2. When logging on to the forum, you will probably start by using the www.airforums.com
portal page as a Favorite or Bookmark. I use the User Control Panel (User CP) as the home page. This enables me to see if there are any matters for my attention. I then go to "New Posts", which lists the posts since I last visited the site. As you gain more experience of the forum you will develop your own system.
3. Take time before posting to familiarize yourself with all the facilities of the forum. Click on the "forums" button at the top of the screen, and browse through all the available sub-forum titles.
4. Use the Search facility to research the topic that interests you. Many of your questions will have been answered before, and a little reading and searching can prove most rewarding. Details of how to use the search facility can be found at http://www.airforums.com/forums/f138...rum-37729.html
5. If the search facility does not fully answer your question, choose the sub-forum that most closely reflects your question, and pose your question as a new thread in that sub-forum.
6. If you start a thread that describes a problem, then, after advice has been received, describe the eventual resolution of the issue. It is unrewarding to assist someone to, for example, fault-find a defective furnace, and never to know if the advice was successfully implemented. We all need to learn from these answers.
7. The Karma system exists to acknowledge a useful, informative or amusing post. The system is described here:
Using the search tool for the word "karma" will lead you to more discussions on the system. It's a fun way to show that someone's work is appreciated, without filling the forum with thousands of posts that applaud other posts. However, don't take it too seriously. I find that I can get more karma for a one-line jocular remark than for a post that has taken me many hours to compose. It's just fun, but it's still important.
8. The forum can be likened to a group of friends with mutual interests, sitting round a campfire inside a circle of Airstream trailers at a beautiful State Park campground. The conversation naturally turns toward Airstream matters. A fundamental principle governing one's contributions to the forum should be: "Don't post anything that you wouldn't be prepared to say out loud to a person sitting round that campfire, especially if that person was bigger, stronger and smarter than you, and all the others present could hear you." Anytime you feel tempted to respond aggressively, rudely or sarcastically, remember that you're sitting round that campfire, and your reputation is on the line. If you believe a post is rude, aggressive, or destructive, then report it to the Moderators by using the "Report Post" button to the left of the offending post. It works. I rarely report a post (perhaps one or two a year), but when I do, the post disappears very rapidly. The Moderators do a great job. It is only through their vigilance that we have such a good-natured and useful forum.

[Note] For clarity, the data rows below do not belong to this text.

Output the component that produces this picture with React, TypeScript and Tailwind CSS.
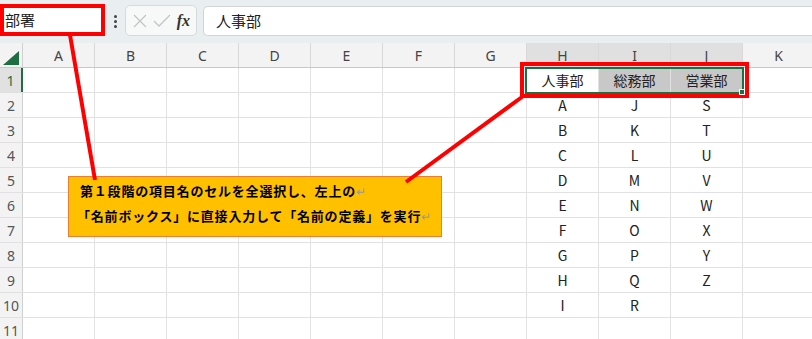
import React from "react";

const COLS = ["A", "B", "C", "D", "E", "F", "G", "H", "I", "J", "K"];
const H = ["A", "B", "C", "D", "E", "F", "G", "H", "I"];
const I = ["J", "K", "L", "M", "N", "O", "P", "Q", "R"];
const J = ["S", "T", "U", "V", "W", "X", "Y", "Z"];

const jp = { fontFamily: '"Noto Sans CJK JP", "Noto Sans", sans-serif' };
const ui = { fontFamily: '"Noto Sans", "Noto Sans CJK JP", sans-serif' };

function cellContent(r: number, c: number): string {
  if (r === 1) {
    if (c === 7) return "人事部";
    if (c === 8) return "総務部";
    if (c === 9) return "営業部";
    return "";
  }
  const i = r - 2;
  if (c === 7) return H[i] ?? "";
  if (c === 8) return I[i] ?? "";
  if (c === 9) return J[i] ?? "";
  return "";
}

export default function App() {
  const rows = Array.from({ length: 11 }, (_, i) => i + 1);
  return (
    <div className="relative w-[812px] h-[339px] overflow-hidden bg-white" style={ui}>
      {/* Top bar */}
      <div className="flex h-[43px] bg-[#e9eef0] items-start">
        <div className="mt-[4px] w-[105px] h-[32px] border-[4px] border-[#ff0000] bg-white flex items-center pl-[1px] text-[15px] text-[#222]" style={jp}>
          部署
        </div>
        <div className="w-[20px] h-[40px] flex flex-col items-center justify-center gap-[2px] pt-[2px]">
          <span className="w-[3px] h-[3px] bg-[#444] rounded-full" />
          <span className="w-[3px] h-[3px] bg-[#444] rounded-full" />
          <span className="w-[3px] h-[3px] bg-[#444] rounded-full" />
        </div>
        <div className="mt-[5px] w-[72px] h-[31px] rounded-[5px] border border-[#d6dadb] bg-[#f7f9f9] flex items-center justify-between px-[6px]">
          <svg width="16" height="16" viewBox="0 0 16 16">
            <path d="M2 2 L14 14 M14 2 L2 14" stroke="#c4c4c4" strokeWidth="1.3" fill="none" />
          </svg>
          <svg width="18" height="16" viewBox="0 0 18 16">
            <path d="M1 8 L6 13 L17 2" stroke="#c4c4c4" strokeWidth="1.3" fill="none" />
          </svg>
          <span className="text-[16px] italic font-bold text-[#333] leading-none" style={{ fontFamily: '"Liberation Serif", serif' }}>
            fx
          </span>
        </div>
        <div className="mt-[6px] ml-[6px] flex-1 h-[30px] rounded-l-[5px] border border-r-0 border-[#d0d4d5] bg-white flex items-center pl-[12px] text-[15px] text-[#222]" style={jp}>
          人事部
        </div>
      </div>

      {/* Column headers */}
      <div className="flex h-[25px] bg-[#f3f3f3] border-b border-[#c8c8c8]">
        <div className="w-[23px] shrink-0 border-r border-[#d0d0d0] relative">
          <svg className="absolute left-[3px] top-[8px]" width="16" height="14" viewBox="0 0 16 14">
            <path d="M16 0 L16 14 L0 14 Z" fill="#1e6e42" />
          </svg>
        </div>
        {COLS.map((c, i) => (
          <div
            key={c}
            className={`w-[72px] shrink-0 border-r border-[#d8d8d8] flex items-center justify-center text-[14px] text-[#444] ${
              i >= 7 && i <= 9 ? "bg-[#e0e0e0]" : ""
            }`}
          >
            {c}
          </div>
        ))}
      </div>

      {/* Rows */}
      {rows.map((r) => (
        <div key={r} className="flex h-[25px] border-b border-[#e1e1e1]">
          <div
            className={`w-[23px] shrink-0 flex items-center justify-center text-[14px] ${
              r === 1
                ? "bg-[#e1e1e1] border-r-[2px] border-[#1e6e42] text-[#1e6e42]"
                : "bg-[#f3f3f3] border-r border-[#d0d0d0] text-[#555]"
            }`}
          >
            {r}
          </div>
          {COLS.map((c, ci) => {
            const fill = r === 1 && (ci === 8 || ci === 9) ? "bg-[#c8c8c8]" : "";
            return (
              <div
                key={c}
                className={`w-[72px] shrink-0 border-r border-[#e1e1e1] flex items-center justify-center text-[14px] text-[#222] ${fill}`}
                style={jp}
              >
                {cellContent(r, ci)}
              </div>
            );
          })}
        </div>
      ))}

      {/* Selection H1:J1 */}
      <div className="absolute left-[520px] top-[62px] w-[229px] h-[36px] border-[4px] border-[#ff0000] pointer-events-none" />
      <div className="absolute left-[525px] top-[67px] w-[219px] h-[27px] border-[2px] border-[#1e6e42] pointer-events-none" />
      <div className="absolute left-[739px] top-[89px] w-[6px] h-[6px] bg-[#1e6e42] border border-white pointer-events-none" />

      {/* Callout */}
      <div
        className="absolute left-[68px] top-[176px] w-[374px] h-[61px] bg-[#ffc000] border border-[#ed7d31] pl-[11px] pt-[1px] text-[13px] font-bold text-black tracking-[0.8px] leading-[25px]"
        style={jp}
      >
        <div>
          第１段階の項目名のセルを全選択し、左上の<span className="text-[#9a9a9a] font-normal text-[12px]">↵</span>
        </div>
        <div className="-ml-[3px]">
          「名前ボックス」に直接入力して「名前の定義」を実行<span className="text-[#9a9a9a] font-normal text-[12px]">↵</span>
        </div>
      </div>

      {/* Red leader lines */}
      <svg className="absolute inset-0 pointer-events-none" width="812" height="339">
        <line x1="70" y1="35" x2="95" y2="180" stroke="#ff0000" strokeWidth="4" />
        <line x1="406" y1="182" x2="522" y2="97" stroke="#ff0000" strokeWidth="4" />
      </svg>
    </div>
  );
}
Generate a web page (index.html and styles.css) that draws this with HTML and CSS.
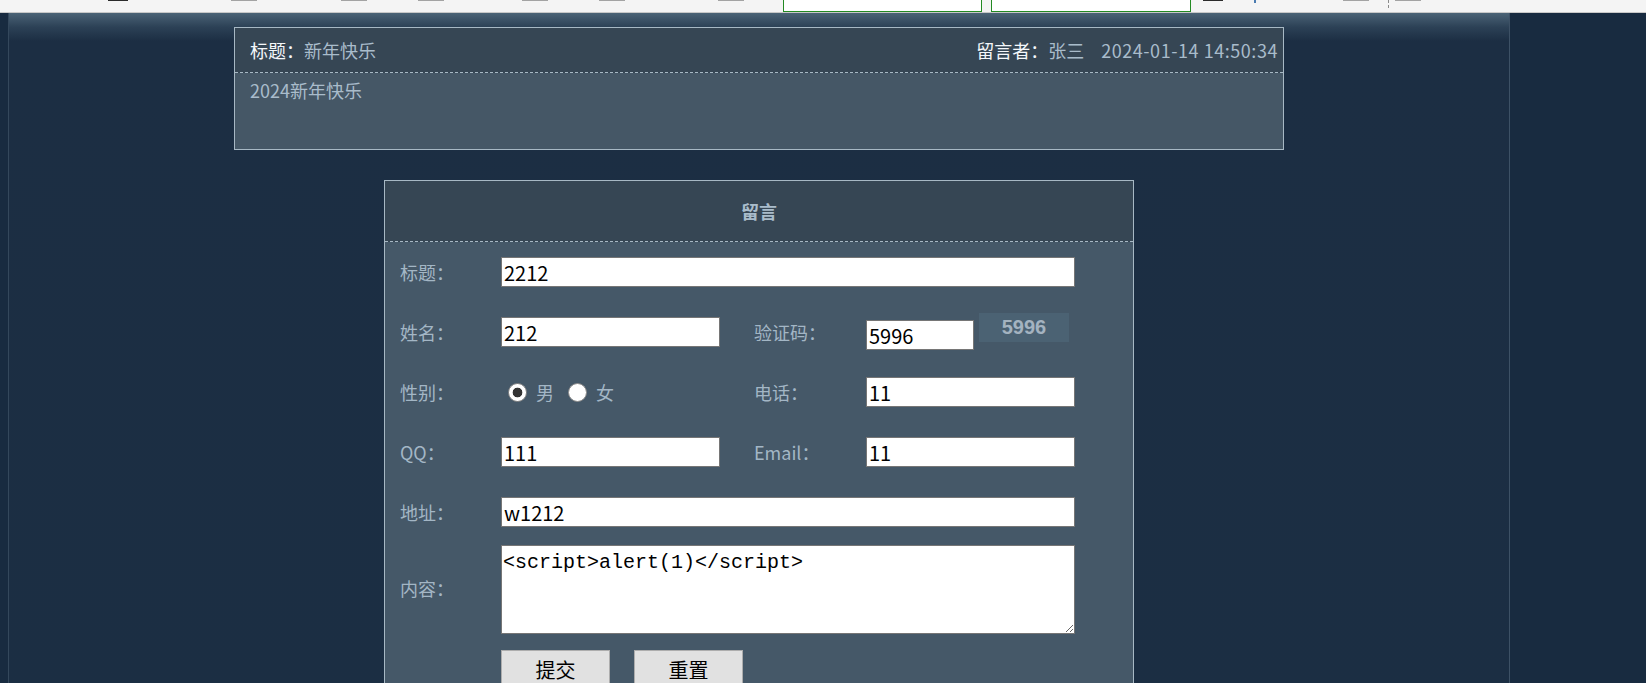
FILE: index.html
```html
<!DOCTYPE html>
<html lang="zh-CN">
<head>
<meta charset="utf-8">
<title>留言板</title>
<link rel="stylesheet" href="styles.css">
</head>
<body>
<div class="topbar">
  <span class="mk dark m1"></span>
  <span class="mk gray m2"></span>
  <span class="mk gray m3"></span>
  <span class="mk gray m4"></span>
  <span class="mk gray m5"></span>
  <span class="mk gray m6"></span>
  <span class="mk gray m7"></span>
  <span class="tbox m8"></span>
  <span class="tbox m9"></span>
  <span class="mk dark m10"></span>
  <span class="mk tiny m11"></span>
  <span class="mk gray m12"></span>
  <span class="vdash m13"></span>
  <span class="mk gray m14"></span>
</div>
<div class="page">
  <div class="msg">
    <div class="msg-head">
      <div class="msg-title"><span class="k">标题：</span><span class="v">新年快乐</span></div>
      <div class="msg-meta"><span class="k">留言者：</span><span class="v">张三</span><span class="v date">2024-01-14 14:50:34</span></div>
    </div>
    <div class="msg-body">2024新年快乐</div>
  </div>

  <form class="post">
    <div class="post-head">留言</div>
    <div class="grid">
      <label class="lbl">标题：</label>
      <div class="cell span3"><input class="inp w-wide" type="text" value="2212"></div>

      <label class="lbl">姓名：</label>
      <div class="cell"><input class="inp w-mid" type="text" value="212"></div>
      <label class="lbl">验证码：</label>
      <div class="cell captcha"><input class="inp w-code" type="text" value="5996"><div class="code-img">5996</div></div>

      <label class="lbl">性别：</label>
      <div class="cell radios">
        <input class="rad" type="radio" name="sex" checked><span class="rtxt">男</span>
        <input class="rad rad2" type="radio" name="sex"><span class="rtxt">女</span>
      </div>
      <label class="lbl">电话：</label>
      <div class="cell"><input class="inp w-right" type="text" value="11"></div>

      <label class="lbl">QQ：</label>
      <div class="cell"><input class="inp w-mid" type="text" value="111"></div>
      <label class="lbl">Email：</label>
      <div class="cell"><input class="inp w-right" type="text" value="11"></div>

      <label class="lbl">地址：</label>
      <div class="cell span3"><input class="inp w-wide" type="text" value="w1212"></div>

      <label class="lbl">内容：</label>
      <div class="cell span3 ta-cell"><textarea class="ta">&lt;script&gt;alert(1)&lt;/script&gt;</textarea></div>

      <div class="lbl"></div>
      <div class="cell span3 btns">
        <button class="btn" type="button">提交</button>
        <button class="btn" type="reset">重置</button>
      </div>
    </div>
  </form>
</div>
</body>
</html>
```

FILE: styles.css
```css
* { box-sizing: border-box; }
html, body { margin: 0; padding: 0; }
body {
  background: #182b40;
  font-family: "Noto Sans CJK SC", "Noto Sans", sans-serif;
  font-size: 18px;
  overflow: hidden;
}

/* top strip */
.topbar {
  height: 13px;
  background: #f4f4f4;
  border-bottom: 1px solid #c8c8c8;
  display: flex;
  align-items: flex-start;
}
.mk { height: 1px; display: block; }
.mk.dark { background: #2b2b2b; width: 20px; }
.mk.gray { background: #a3a3a3; width: 26px; }
.mk.tiny { background: #4a7bb0; width: 2px; height: 3px; }
.tbox {
  display: block;
  height: 12px;
  background: #fff;
  border: 1px solid #238a23;
  border-top: none;
}
.vdash { display: block; width: 1px; height: 8px; border-left: 1px dashed #8a8a8a; }
.m1 { margin-left: 108px; }
.m2 { margin-left: 103px; }
.m3 { margin-left: 84px; }
.m4 { margin-left: 51px; }
.m5 { margin-left: 78px; }
.m6 { margin-left: 51px; }
.m7 { margin-left: 93px; }
.m8 { margin-left: 39px; width: 199px; }
.m9 { margin-left: 9px; width: 200px; }
.m10 { margin-left: 12px; }
.m11 { margin-left: 31px; }
.m12 { margin-left: 87px; }
.m13 { margin-left: 19px; }
.m14 { margin-left: 6px; }

/* page column */
.page {
  width: 1502px;
  margin-left: 8px;
  min-height: 700px;
  border-left: 1px solid #34485c;
  border-right: 1px solid #3d5165;
  background: linear-gradient(#4b6376 0, #2c4156 14px, #1c2e43 28px, #1b2e43 100%);
  padding: 14px 0 40px;
}

/* posted message */
.msg {
  width: 1050px;
  margin: 0 auto;
  border: 1px solid #a7b8c4;
  background: #455766;
}
.msg-head {
  height: 45px;
  background: #364654;
  border-bottom: 1px dashed #a7b8c4;
  display: flex;
  align-items: center;
  justify-content: space-between;
  padding: 0 5px 0 15px;
  line-height: 24px;
}
.k { color: #f4f7fa; font-weight: normal; }
.v { color: #a9bccb; }
.date { margin-left: 17px; letter-spacing: 0.55px; }
.msg-body {
  height: 76px;
  padding: 5px 15px 0;
  line-height: 24px;
  color: #a9bccb;
}

/* post form */
.post {
  width: 750px;
  margin: 30px auto 0;
  border: 1px solid #a7b8c4;
  background: #455868;
}
.post-head {
  height: 61px;
  background: #364654;
  border-bottom: 1px dashed #a7b8c4;
  display: flex;
  align-items: center;
  justify-content: center;
  color: #a9bccb;
  font-weight: bold;
}
.grid {
  display: grid;
  grid-template-columns: 101px 253px 112px 1fr;
  grid-auto-rows: minmax(60px, auto);
  padding-left: 15px;
}
.lbl {
  color: #a3b6c5;
  display: flex;
  align-items: center;
  white-space: nowrap;
}
.cell { display: flex; align-items: center; }
.span3 { grid-column: span 3; }

.inp {
  height: 30px;
  border: 1px solid #767676;
  background: #fff;
  color: #000;
  font-family: "Noto Sans CJK SC", sans-serif;
  font-size: 20px;
  padding: 0 2px;
  margin: 0;
  outline: none;
}
.w-wide { width: 574px; }
.w-mid { width: 219px; }
.w-right { width: 209px; }
.w-code { width: 108px; margin-top: 6px; }
.captcha { gap: 5px; }
.code-img {
  width: 90px;
  height: 29px;
  margin-bottom: 9px;
  background: #4b6273;
  color: #a4b3c0;
  font-family: "Liberation Sans", sans-serif;
  font-size: 20px;
  font-weight: bold;
  display: flex;
  align-items: center;
  justify-content: center;
}

.radios { padding-left: 7px; }
.rad {
  appearance: none;
  -webkit-appearance: none;
  width: 19px;
  height: 19px;
  margin: 0 9px 0 0;
  border-radius: 50%;
  border: 1px solid #8a8a8a;
  background: #fff;
}
.rad:checked {
  background: radial-gradient(circle, #333 0 4.5px, #fff 5.2px);
}
.rad2 { margin-left: 14px; }
.rtxt { color: #a3b6c5; line-height: 24px; }

.ta-cell { align-items: flex-start; padding-top: 3px; }
.ta {
  display: block;
  width: 574px;
  height: 89px;
  margin: 0;
  border: 1px solid #767676;
  background: #fff;
  color: #000;
  font-family: "Liberation Mono", "Noto Sans CJK SC", monospace;
  font-size: 20px;
  line-height: 30px;
  padding: 2px 1px;
  resize: both;
  outline: none;
}
.btns { align-items: flex-start; padding-top: 16px; gap: 24px; }
.btn {
  width: 109px;
  height: 38px;
  background: #e1e1e1;
  border: 1px solid #adadad;
  font-family: "Noto Sans CJK SC", sans-serif;
  font-size: 20px;
  color: #000;
  padding: 0;
}
```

9. It is easy to take offense at a remark which was only meant to be humorous. To avoid giving offense in your own posts, use the "smilies" facility to clarify the spirit in which the remark is made.
10. Opinion is not much use in a thread. Experience is better. Proof is best. For example:
- (a) Opinion: "I think Gloop Synthetic is the best oil in the world."
- (b) Experience: "I've been using Gloop Synthetic in my trucks for 40 years, I've changed it every six thousand miles, and I've never had an engine wear out on me, even after 500k miles."
- (c) Proof: "The independent National Institute of Science has carried out a blind trial of the twenty best selling oils, and submitted the oils after 6k miles to independent blind analysis. The results show that Gloop Synthetic has the best results based on 15 different measures. The full details of the trial are on the web at ......... "
11. A little humility goes a long way. There are many very intelligent and experienced members of this forum, so don't underestimate them. You will learn more, and gain respect, by asking questions rather than by making dogmatic statements, especially ones along the lines of "If you don't do as I say the sky will fall in and your family will die." Try using "might", "could", and "perhaps", rather than "will", "must" and "should". Tone is important.
12. Make your aim as a forum member be to learn, and then to help others as your knowledge increases, rather than to demonstrate how clever and knowledgeable you are, or to prove the inadequacy of another forum member.
13. Inaccurate spelling not only grates with many forum members, but it also causes problems for future searches. If "axle" is spelled as "axel" in a post, the search facility will not detect it in a later search. It is very difficult to proof-read one's own work, as the eye will tend to see what it expects to see. I proof-read my posts several times, and still find errors that need correcting on edit after posting. The use of a spell-checker is considerate, and details of how to use one
are at http://www.airforums.com/forums/f138...ell-12924.html
We are hoping that an imminent software upgrade will incorporate a spell-checker.
14. Always say "thank you" when you have asked for help, and advice is given. If there are likely to be several responses, wait a while, perhaps a day, before posting your thanks, as otherwise you will be posting multiple "thanks". If only one reply is expected, then thank straight away. It is unrewarding to, for example, go out to one's trailer, take some photos as requested, and then post them, only never to receive an acknowledgment. We all like to be appreciated.
The above list may seem intimidating, but we were all newbies once, and we know how you feel. The forum members have been very kind to me, and they will be to you. Welcome to the forum!